_Dataset section_:
——————————

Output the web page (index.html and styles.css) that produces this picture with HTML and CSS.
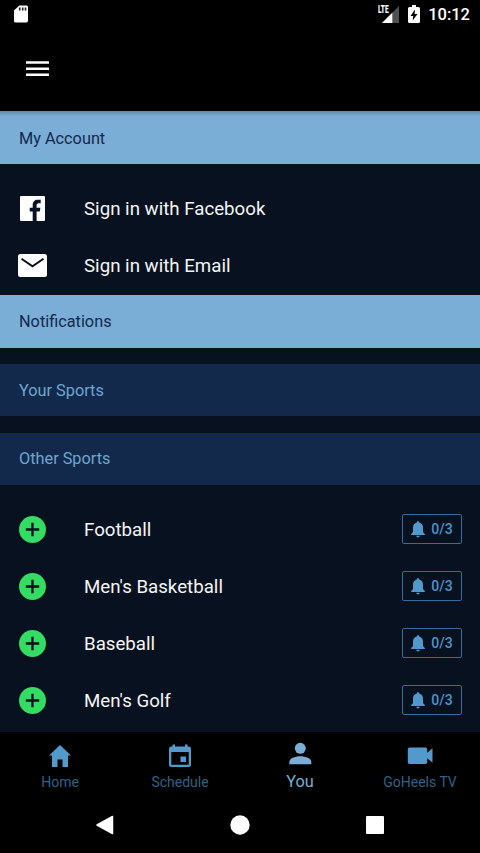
FILE: index.html
```html
<!DOCTYPE html>
<html lang="en">
<head>
<meta charset="utf-8">
<title>You</title>
<link rel="stylesheet" href="styles.css">
</head>
<body>
<svg class="defs" aria-hidden="true">
  <symbol id="add" viewBox="0 0 27 27"><circle cx="13.5" cy="13.5" r="13.5" fill="#34dc64"/><path d="M13.5 6.8v13.4M6.8 13.5h13.4" stroke="#08111f" stroke-width="2.3"/></symbol>
  <symbol id="bell" viewBox="0 0 14 17"><path d="M7 .3c.8 0 1.200.5 1.200 1.300 2.500.6 3.800 2.500 3.800 5v4.400l1.800 2V14H.2v-1L2 11V6.600c0-2.500 1.300-4.400 3.800-5C5.800.8 6.200.3 7 .3zM5.300 14.800h3.400c0 1-.7 1.700-1.700 1.700s-1.700-.7-1.700-1.700z"/></symbol>
</svg>
<div class="app">
  <div class="status">
    <svg class="sd" width="14" height="18" viewBox="0 0 14 18"><path d="M5.300.5H12.500Q14 .5 14 2v13.500q0 2-1.500 2h-11Q0 17.500 0 16V5.500z" fill="#fff"/><path d="M5.700 2.500v3M8.700 2.500v3M11.500 2.500v3" stroke="#222" stroke-width="1.600"/></svg>
    <div class="signal"><span class="lte">LTE</span><svg width="17" height="17" viewBox="0 0 17 17"><path d="M17 0v17H0z" fill="#505050"/><path d="M10.300 6.700V17H0z" fill="#fff"/></svg></div>
    <svg class="battery" width="12" height="18" viewBox="0 0 12 18"><path d="M4 0h4v2h2.500Q12 2 12 3.500v13q0 1.500-1.500 1.500h-9Q0 18 0 16.500v-13Q0 2 1.500 2H4z" fill="#fff"/><path d="M7 4.500 2.500 11H5.200L4.700 15.500 9.500 9H6.700z" fill="#000"/></svg>
    <span class="clock">10:12</span>
  </div>
  <header class="toolbar"><svg width="23" height="16" viewBox="0 0 23 16"><path d="M0 1.500h23M0 7.800h23M0 13.800h23" stroke="#fff" stroke-width="2.500"/></svg></header>
  <main>
    <h2 class="section light first">My Account</h2>
    <div class="accounts">
      <div class="row"><svg class="lead facebook" width="25" height="25" viewBox="0 0 25 25"><rect width="25" height="25" rx="1.300" fill="#fff"/><path d="M12.700 25v-9.600H9.700v-3.700h3V9.200c0-3.500 2-5.400 5.100-5.400h2.900v3.500h-2c-1.500 0-2.100.7-2.100 2v2.400h3.800l-.6 3.700h-3.200V25z" fill="#08111f"/></svg><span>Sign in with Facebook</span></div>
      <div class="row"><svg class="lead mail" width="29" height="23" viewBox="0 0 29 23"><rect width="29" height="23" rx="2.500" fill="#fff"/><path d="m3.500 4.700 11 7.600 11-7.600" fill="none" stroke="#08111f" stroke-width="2"/></svg><span>Sign in with Email</span></div>
    </div>
    <h2 class="section light">Notifications</h2>
    <h2 class="section dark yours">Your Sports</h2>
    <h2 class="section dark others">Other Sports</h2>
    <div class="sports">
      <div class="row"><svg class="lead add"><use href="#add"/></svg><span>Football</span><button class="alerts"><svg><use href="#bell"/></svg>0/3</button></div>
      <div class="row"><svg class="lead add"><use href="#add"/></svg><span>Men's Basketball</span><button class="alerts"><svg><use href="#bell"/></svg>0/3</button></div>
      <div class="row"><svg class="lead add"><use href="#add"/></svg><span>Baseball</span><button class="alerts"><svg><use href="#bell"/></svg>0/3</button></div>
      <div class="row"><svg class="lead add"><use href="#add"/></svg><span>Men's Golf</span><button class="alerts"><svg><use href="#bell"/></svg>0/3</button></div>
    </div>
  </main>
  <nav class="tabs">
    <a class="tab"><svg viewBox="0 0 28 28"><path d="M14 3 25 13.500h-3V25h-5.500v-7.500h-5V25H6V13.500H3z"/></svg><span>Home</span></a>
    <a class="tab"><svg viewBox="0 0 28 28"><path fill-rule="evenodd" d="M6.500 2.500h2.500v2h10v-2h2.500v2h1Q25 4.500 25 7v15.500q0 2.500-2.500 2.500h-17Q3 25 3 22.500V7q0-2.500 2.500-2.500h1zM5.300 10v12.800h17.400V10zM14.500 14.500h5.500V20h-5.500z"/></svg><span>Schedule</span></a>
    <a class="tab active"><svg viewBox="0 0 28 28"><circle cx="14.300" cy="9.300" r="5.500"/><path d="M3.300 25.200v-2.300c0-3.400 5.600-5.600 11-5.600s11 2.200 11 5.600v2.300z"/></svg><span>You</span></a>
    <a class="tab"><svg viewBox="0 0 28 28"><path d="M3.500 5.500h16q1.700 0 1.700 1.700v3.600l5.300-4.600v14.600l-5.300-4.600v4.100q0 1.700-1.700 1.700h-16q-1.700 0-1.700-1.700V7.200q0-1.700 1.700-1.700z"/></svg><span>GoHeels TV</span></a>
  </nav>
  <div class="system">
    <svg viewBox="0 0 20 20"><path d="M17.500 1.500v17L2 10z" stroke="#fff" stroke-width="1.500" stroke-linejoin="round"/></svg>
    <svg viewBox="0 0 20 20"><circle cx="10" cy="10" r="9.700"/></svg>
    <svg viewBox="0 0 20 20"><rect x="1" y="1" width="18" height="18" rx="1"/></svg>
  </div>
</div>
</body>
</html>
```

FILE: styles.css
```css
* { box-sizing: border-box; }
body { margin: 0; background: #000; font-family: Roboto, sans-serif; }
svg { display: block; flex: none; }
.defs { display: none; }
.app { width: 480px; height: 853px; display: flex; flex-direction: column; overflow: hidden; }
.status { height: 28px; display: flex; align-items: center; padding: 0 10px 0 14px; color: #fff; flex: none; }
.signal { position: relative; margin-left: auto; margin-right: 9px; }
.signal svg { margin-right: -1px; }
.lte { position: absolute; left: -4px; top: -1px; font: 900 10px/10px Roboto, sans-serif; transform: scaleX(.65); transform-origin: left; }
.battery { margin-right: 8px; margin-left: 1px; }
.clock { font-size: 16.500px; font-weight: 500; line-height: 28px; padding-top: 2px; }
.toolbar { height: 83px; flex: none; padding: 33px 26px; }
main { flex: none; height: 621px; background: #08111f; }
.section { margin: 0; height: 52px; padding: 1px 19px 0; font-size: 16.300px; line-height: 52px; font-weight: 400; }
.light { background: #7aaed6; color: #14284f; height: 53px; }
.first { padding-top: 2px; line-height: 51px; background: linear-gradient(#5d86a5, #7aaed6 5px); }
.dark { background: #13294b; color: #6ea6d0; }
.yours { margin-top: 16px; }
.others { margin-top: 17px; padding-top: 0; }
.accounts { height: 131px; padding-top: 16px; }
.sports { padding-top: 15.500px; }
.row { height: 57.100px; display: flex; align-items: center; padding: 0 18px 0 19px; font-size: 18.700px; color: #f5f5f5; }
.row span { white-space: nowrap; }
.sports .row span { padding-top: 1px; }
.lead { margin-right: 38px; }
.facebook { margin-left: 1px; margin-right: 39px; }
.mail { margin-left: -.6px; margin-right: 36.600px; }
.add { width: 27px; height: 27px; }
.alerts { width: 60px; height: 30px; margin-left: auto; padding: 0; display: flex; align-items: center; justify-content: center; gap: 6px; border: 1.500px solid #376c96; border-radius: 2px; background: none; color: #4d94c8; font: 500 14px/16px Roboto, sans-serif; }
.alerts svg { width: 14px; height: 17px; fill: #5298cb; }
.tabs { display: grid; grid-template-columns: repeat(4, 1fr); height: 65px; flex: none; padding-top: 10px; }
.tab { display: flex; flex-direction: column; align-items: center; font-size: 14px; line-height: 18px; color: #326187; }
.tab svg { width: 28px; height: 28px; margin-bottom: 3px; fill: #5499cb; }
.tab.active { margin-top: -3px; font-size: 16.300px; color: #7aaed6; }
.tab.active svg { margin-bottom: 6px; fill: #7aaed6; }
.system { display: flex; justify-content: space-between; padding: 18px 95px; height: 56px; fill: #fff; }
.system svg { width: 20px; height: 20px; }
```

——————————

_Task statement_:
Go through the listing above and work out how many lines contain the string "styles". Reply with the number alone.

_Solution_:
3